Cedric Klapisch, who made his directorial career with the hit L’Auberge Espagnole, has made a sort of sequel, Russian Dolls, which has an impressive ensemble cast (including Audrey Tautou and Ceclie De France) but which focuses on Roman Duris’ character, Xavier, and how he copes with life at 30.
The L Magazine: It’s fascinating to make a movie in multiple languages. Does that add any extra burden or advantage for you as a director? Cedric Klapisch: It’s not very difficult to mix the languages. What was difficult was to travel and to go to three countries, because we shot in London and in Paris and in St. Petersburg. And in terms of production, the complicated thing was to organize three shootings in three countries. I was mixing actors who have different languages — that’s ok as long as they speak English and can communicate.
The L: When you made the first film, did you think it would have a sequel? CK: No. Even after the first movie, L’Auberge Espagnole, I thought it was not a good idea to make a sequel, for almost a year after that. And I changed my mind. I was right to change my mind, because I found an idea for a story. I think the desire of working again with the actors and to do a follow up story with the fact that they’re five years older and to see the time passing between the two stories — all of that was interesting for me and gave me the desire to make another one.
The L: Every five years you want to try to do another? CK: I may. So I’m waiting five years. And I’ll speak with the actors in five years to see if it’s a good idea.
The L: Were you surprised at the success of the film and that it had such an international resonance? CK: I was surprised because I thought that the subject was not as broad as it was. Because for example the last one was really about Europe, and I thought that going to Montreal or New York or Japan wouldn’t really work that well. And I was wrong, and I was glad to be wrong. It speaks about being young, and what it means to travel when you’re young, so I think that concerns everyone, in fact, even if you’re old or from another country.
I think that more and more, life becomes more international and it’s true in America because you have the famous melting pot and people come from every country here. And it’s true now in Europe and almost all around the world. So people are used to mixed cultures and mixed languages, and to see how funny it is. It is not only complicated or dramatic, it is also a funny thing to see people having troubles who live together.

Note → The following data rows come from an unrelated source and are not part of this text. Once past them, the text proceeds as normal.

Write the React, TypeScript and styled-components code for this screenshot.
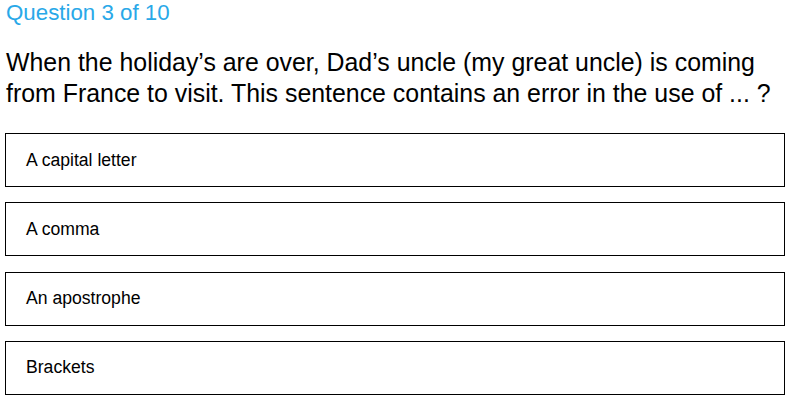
import React from "react";
import styled, { createGlobalStyle } from "styled-components";

const GlobalStyle = createGlobalStyle`
  html, body {
    margin: 0;
    padding: 0;
    background: #fff;
  }
  body {
    font-family: "Liberation Sans", Arial, sans-serif;
  }
`;

const Page = styled.div`
  width: 794px;
  height: 404px;
  padding: 0 9px 0 5px;
  box-sizing: border-box;
  overflow: hidden;
`;

const Counter = styled.div`
  color: #29a8e8;
  font-size: 22.3px;
  line-height: 26px;
  padding: 0 0 0 1px;
`;

const Question = styled.p`
  margin: 21px 0 0 1px;
  color: #000;
  font-size: 24.9px;
  line-height: 31px;
`;

const Options = styled.div`
  margin-top: 24px;
  display: flex;
  flex-direction: column;
  gap: 15.3px;
`;

const Option = styled.button`
  display: flex;
  align-items: center;
  height: 54px;
  width: 100%;
  box-sizing: border-box;
  padding: 0 20px;
  background: #fff;
  border: 1px solid #000;
  border-radius: 0;
  font-family: "Liberation Sans", Arial, sans-serif;
  font-size: 17.6px;
  color: #000;
  text-align: left;
  cursor: pointer;
`;

const answers = ["A capital letter", "A comma", "An apostrophe", "Brackets"];

export default function App() {
  return (
    <Page>
      <GlobalStyle />
      <Counter>Question 3 of 10</Counter>
      <Question>
        When the holiday’s are over, Dad’s uncle (my great uncle) is coming
        from France to visit. This sentence contains an error in the use of ... ?
      </Question>
      <Options>
        {answers.map((a) => (
          <Option key={a}>{a}</Option>
        ))}
      </Options>
    </Page>
  );
}
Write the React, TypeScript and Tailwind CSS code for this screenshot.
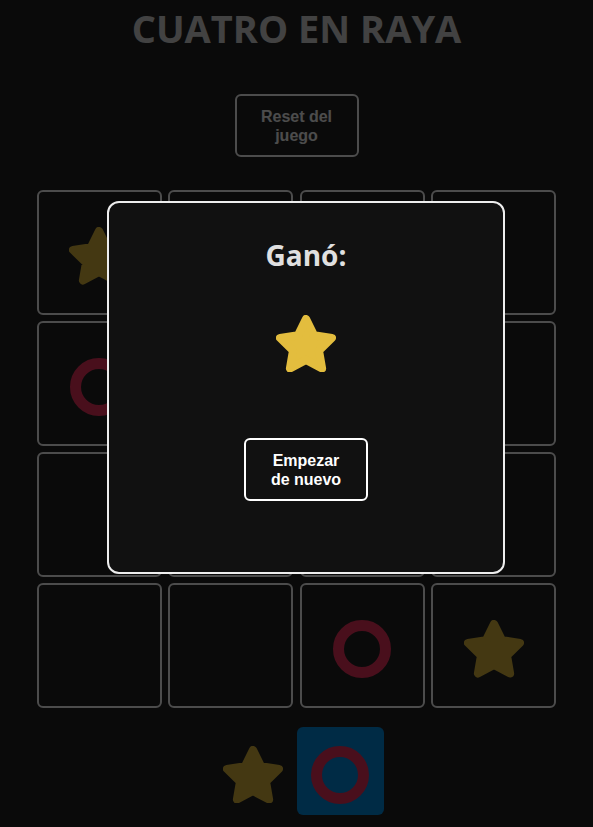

The L: In America, especially American TV, everything with love has to have a gimmick — some kind of a situation, like divorced husband who does a very strange job, or a strange scenario, like moving into a bourgeois neighborhood. French filmmakers show very matter-of-fact matters of life without gimmicks. CK: It’s always hard to compare what is American and what is French, but it’s true that we trust more simplicity or trust more normality or day-to-day life, and I think that in America, to make a movie, people think that it needs to be over dramatized — about a car accident or about divorce or about war or about the world being exploded by terrorists. And for me to wait in line in a bakery is already something interesting to tell. What seems unimportant can become important in a story, so that’s what I use in my stories where someone as unimportant as a gay man as a main character — I try to make him interesting, not because he’s not important, not special that his life is boring. My main goal is to try to make ordinary life interesting.